Until the lights went on I read the leading article on Bolshevism in The Times of, I think, October 4th. He had several English papers on his desk and we read together with much amusement that he (Trotsky) had been wounded, and that General Budienny had been court-martialled. There were even descriptions of barricades in the streets of Moscow: someone must have mistaken the stacks of fuel that the tramcars are bringing in and unloading every day. When the lights went on I worked hectically until half after midnight, with the desperation of knowing it was the last sitting.
At midnight he was standing by the side of the work, rather tired and very still and patient, when suddenly I had the thought of asking him to undo his collar for me. He unbuttoned his tunic and the shirt underneath, and laid bare a splendid neck and chest. I worked like a fury for half an hour which was all too short. I tried to convey into my clay some of his energy and vitality. I worked with the desperation that always accompanies last moments. When I left he said to me: “Eh bien! on ira ensemble au front?” But something tells me that we shall never meet again. I feel that it is almost worth while to preserve the impression of our hours of individual work, collaboration and quietude, silently guarded by a sentry with fixed bayonet outside the door. To let in the light of day would be to spoil it.

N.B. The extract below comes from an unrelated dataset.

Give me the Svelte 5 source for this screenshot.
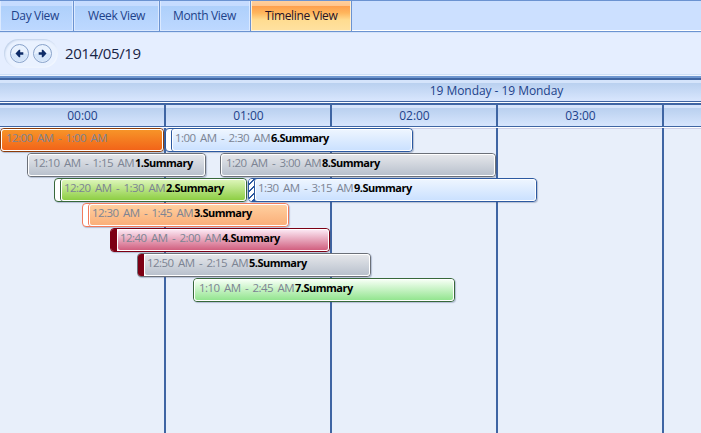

There is a French saying: “On n’est pas toujours né dans son pays.” It equally follows that all are not born in their rightful sphere. Trotsky is one of these. At one time, in his youth, what was he? A Russian exile in a journalist’s office. Even then I am told he was witty, but with the wit of bitterness. Now he has come into his own and has unconsciously developed a new individuality. He has the manner and ease of a man born to a great position; he has become a statesman, a ruler, a leader. But if Trotsky were not Trotsky, and the world had never heard of him, one would still appreciate his very brilliant mind. The reason I have found him so much more difficult to do than I expected, is on account of his triple personality. He is the cultured, well-read man, he is the vituperative fiery politician, and he can be the mischievous laughing school-boy with a dimple in his cheek. All these three I have seen in turn, and have had to converge them into clay interpretation.